◆ **Records for this exercise**

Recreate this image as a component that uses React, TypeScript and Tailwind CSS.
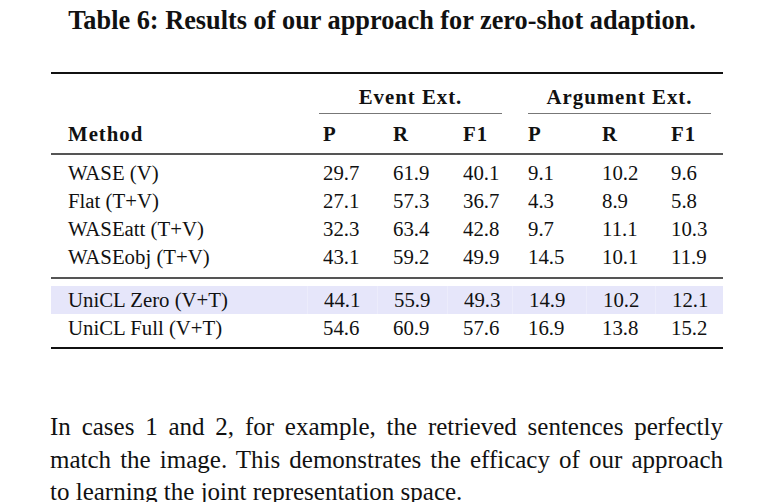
import React from "react";

const COLS = "grid grid-cols-[256px_70px_70px_65px_74px_69px_68px]";

type RowData = { m: string; v: string[] };

const groupA: RowData[] = [
  { m: "WASE (V)", v: ["29.7", "61.9", "40.1", "9.1", "10.2", "9.6"] },
  { m: "Flat (T+V)", v: ["27.1", "57.3", "36.7", "4.3", "8.9", "5.8"] },
  { m: "WASEatt (T+V)", v: ["32.3", "63.4", "42.8", "9.7", "11.1", "10.3"] },
  { m: "WASEobj (T+V)", v: ["43.1", "59.2", "49.9", "14.5", "10.1", "11.9"] },
];

function Row({ d, hl }: { d: RowData; hl?: boolean }) {
  return (
    <div className={`${COLS} h-[28px] leading-[28px] ${hl ? "bg-[#e6e6fa]" : ""}`}>
      <div className="pl-[17px] whitespace-nowrap">{d.m}</div>
      {d.v.map((x, i) => (
        <div
          key={i}
          className={`pl-4 whitespace-nowrap ${hl ? "border-l border-[#ececfb]" : ""}`}
        >
          {x}
        </div>
      ))}
    </div>
  );
}

export default function App() {
  return (
    <div className="w-[764px] h-[502px] bg-white text-[#111] font-['Liberation_Serif',serif] overflow-hidden">
      <h1 className="pt-[6px] text-center text-[26.3px] font-bold leading-[30px]">
        Table 6: Results of our approach for zero-shot adaption.
      </h1>

      <div className="ml-[51px] mt-[36px] w-[672px] text-[20.8px]">
        <div className="h-[2px] bg-[#111]" />

        <div className={`${COLS} pt-[11px] font-bold tracking-[1px]`}>
          <div />
          <div className="col-span-3 ml-[12px] mr-[10px] flex flex-col">
            <div className="text-center leading-[24px] pb-[4px]">Event Ext.</div>
            <div className="h-px bg-[#777]" />
          </div>
          <div className="col-span-3 ml-[16px] mr-[12px] flex flex-col">
            <div className="text-center leading-[24px] pb-[4px]">Argument Ext.</div>
            <div className="h-px bg-[#777]" />
          </div>
        </div>

        <div className={`${COLS} pt-[8px] pb-[7px] leading-[24px] font-bold tracking-[1px]`}>
          <div className="pl-[17px]">Method</div>
          <div className="pl-4">P</div>
          <div className="pl-4">R</div>
          <div className="pl-4">F1</div>
          <div className="pl-4">P</div>
          <div className="pl-4">R</div>
          <div className="pl-4">F1</div>
        </div>
        <div className="h-[2px] bg-[#555]" />

        <div className="pt-[4px] pb-[6px]">
          {groupA.map((d) => (
            <Row key={d.m} d={d} />
          ))}
        </div>
        <div className="h-[2px] bg-[#555]" />

        <div className="pt-[7px] pb-[5px]">
          <Row hl d={{ m: "UniCL Zero (V+T)", v: ["44.1", "55.9", "49.3", "14.9", "10.2", "12.1"] }} />
          <Row d={{ m: "UniCL Full (V+T)", v: ["54.6", "60.9", "57.6", "16.9", "13.8", "15.2"] }} />
        </div>
        <div className="h-[2px] bg-[#111]" />
      </div>

      <p className="ml-[50px] mt-[62px] w-[673px] text-[25px] leading-[32.5px]">
        <span className="block [text-align-last:justify] text-justify">
          In cases 1 and 2, for example, the retrieved sentences perfectly
        </span>
        <span className="block [text-align-last:justify] text-justify">
          match the image. This demonstrates the efficacy of our approach
        </span>
        <span className="block">to learning the joint representation space.</span>
      </p>
    </div>
  );
}
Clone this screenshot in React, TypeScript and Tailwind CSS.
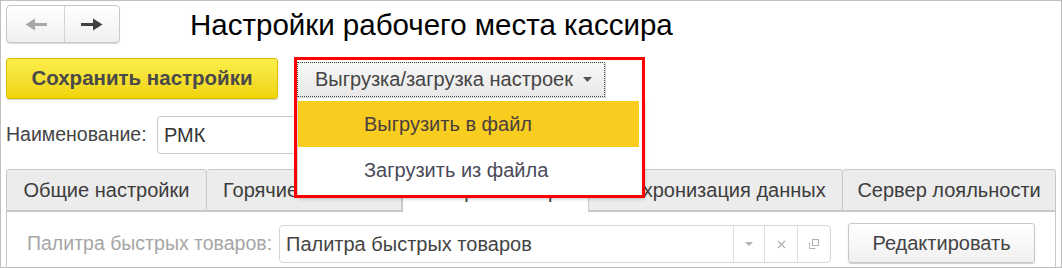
import React from "react";

const F = { fontFamily: '"Liberation Sans", Arial, sans-serif' };

function Arrow({ dir, color }: { dir: "left" | "right"; color: string }) {
  return (
    <svg width="22" height="13" viewBox="0 0 22 13" style={{ transform: dir === "left" ? "scaleX(-1)" : undefined }}>
      <polygon points="0,5 12,5 12,0.5 21.5,6.5 12,12.5 12,8 0,8" fill={color} />
    </svg>
  );
}

function Tab({ label, w, active }: { label: string; w: string; active?: boolean }) {
  return (
    <div
      className={
        active
          ? `${w} h-[44px] -mb-px border border-b-0 border-[#c8c8c8] bg-white rounded-t-[3px] flex items-center justify-center text-[20px] text-[#3c3c3c]`
          : `${w} h-[42px] border border-[#c8c8c8] border-l-0 first:border-l bg-[#ececec] rounded-t-[3px] flex items-center justify-center text-[20px] text-[#3c3c3c]`
      }
    >
      {label}
    </div>
  );
}

export default function App() {
  return (
    <div style={F} className="relative w-[1062px] h-[268px] overflow-hidden bg-white border border-[#c0c0c0]">
      <div className="flex flex-col pl-[5px] pr-[5px]">
        {/* Row 1 */}
        <div className="flex items-center h-[38px] mt-[4px]">
          <div className="flex w-[114px] h-[38px] border border-[#c8c8c8] rounded-[4px] bg-gradient-to-b from-white to-[#f0f0f0] shadow-[0_1px_1px_rgba(0,0,0,0.15)]">
            <div className="w-[58px] flex items-center justify-center border-r border-[#d4d4d4]">
              <Arrow dir="left" color="#a8a8a8" />
            </div>
            <div className="flex-1 flex items-center justify-center">
              <Arrow dir="right" color="#404040" />
            </div>
          </div>
          <div className="ml-[70px] mt-[2px] text-[29.5px] text-black leading-none">Настройки рабочего места кассира</div>
        </div>
        {/* Row 2 */}
        <div className="flex items-center mt-[15px] h-[41px]">
          <div className="w-[272px] h-[41px] rounded-[3px] border border-[#d8c000] bg-gradient-to-b from-[#fbee4a] to-[#f0d400] shadow-[0_1px_1px_rgba(0,0,0,0.2)] flex items-center justify-center font-bold text-[20.5px] text-[#4a4a4a]">
            Сохранить настройки
          </div>
          <div className="ml-[19px] w-[308px] h-[35px] mt-[1px] border border-dotted border-[#444] bg-gradient-to-b from-[#f8f8f8] to-[#e8e8e8] flex items-center pl-[17px] text-[20px] text-[#444] shadow-[1px_1px_1px_rgba(0,0,0,0.15)]">
            Выгрузка/загрузка настроек
            <svg className="ml-[10px]" width="9" height="5" viewBox="0 0 9 5"><polygon points="0,0 9,0 4.5,5" fill="#555" /></svg>
          </div>
        </div>
        {/* Row 3 */}
        <div className="flex items-center mt-[17px] h-[38px]">
          <div className="text-[19.5px] text-[#444] w-[151px]">Наименование:</div>
          <div className="w-[470px] h-[38px] border border-[#c8c8c8] rounded-[4px] flex items-center pl-[6px] text-[20px] text-[#333]">РМК</div>
        </div>
        {/* Tabs */}
        <div className="flex items-end mt-[13px] h-[44px] relative z-0">
          <Tab label="Общие настройки" w="w-[201px]" />
          <Tab label="Горячие клавиши" w="w-[195px]" />
          <Tab label="Быстрые товары" w="w-[188px]" active />
          <Tab label="Синхронизация данных" w="w-[254px]" />
          <Tab label="Сервер лояльности" w="w-[213px]" />
        </div>
        <div className="border border-[#c8c8c8] h-[60px] w-[1050px] flex items-start pt-[13px] pl-[20px]">
          <div className="text-[19.5px] text-[#a6a6a6] h-[38px] flex items-center w-[252px]">Палитра быстрых товаров:</div>
          <div className="flex w-[552px] h-[38px] border border-[#d4d4d4] rounded-[4px]">
            <div className="flex-1 flex items-center pl-[6px] text-[20px] text-[#444]">Палитра быстрых товаров</div>
            <div className="w-[31px] border-l border-[#e0e0e0] flex items-center justify-center">
              <svg width="8" height="4" viewBox="0 0 8 4"><polygon points="0,0 8,0 4,4" fill="#b0b0b0" /></svg>
            </div>
            <div className="w-[33px] border-l border-[#e0e0e0] flex items-center justify-center">
              <svg width="9" height="9" viewBox="0 0 9 9"><path d="M1 1L8 8M8 1L1 8" stroke="#b0b0b0" strokeWidth="1.2" /></svg>
            </div>
            <div className="w-[33px] border-l border-[#e0e0e0] flex items-center justify-center">
              <svg width="12" height="12" viewBox="0 0 12 12">
                <path d="M1.5 4.5V10.5H7.5" fill="none" stroke="#b0b0b0" strokeWidth="1" />
                <rect x="4.5" y="1.5" width="6" height="6" fill="none" stroke="#b0b0b0" strokeWidth="1" />
              </svg>
            </div>
          </div>
          <div className="ml-[17px] w-[187px] h-[40px] -mt-[2px] border border-[#c8c8c8] rounded-[3px] bg-gradient-to-b from-white to-[#f0f0f0] shadow-[0_1px_1px_rgba(0,0,0,0.2)] flex items-center justify-center text-[20px] text-[#444]">
            Редактировать
          </div>
        </div>
      </div>

      {/* Popup menu overlay */}
      <div className="absolute left-[296px] top-[97px] w-[345px] h-[97px] bg-white shadow-[2px_3px_4px_rgba(0,0,0,0.35)] border-l border-[#d0d0d0] flex flex-col pt-[3px] z-10">
        <div className="h-[46px] mr-[3px] bg-[#f9cd1f] flex items-center pl-[66px] text-[20px] text-[#4a4040]">Выгрузить в файл</div>
        <div className="h-[46px] flex items-center pl-[66px] text-[20px] text-[#4a4a5a]">Загрузить из файла</div>
      </div>
      {/* Red highlight frame */}
      <div className="absolute left-[293px] top-[56px] w-[351px] h-[141px] border-[3px] border-[#ff0000] z-20 pointer-events-none" />
    </div>
  );
}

◆ **Problem statement**
From the entries, report each line that includes the word "Tailwind".

◆ **Answer to this exercise**
Recreate this image as a component that uses React, TypeScript and Tailwind CSS.
Clone this screenshot in React, TypeScript and Tailwind CSS.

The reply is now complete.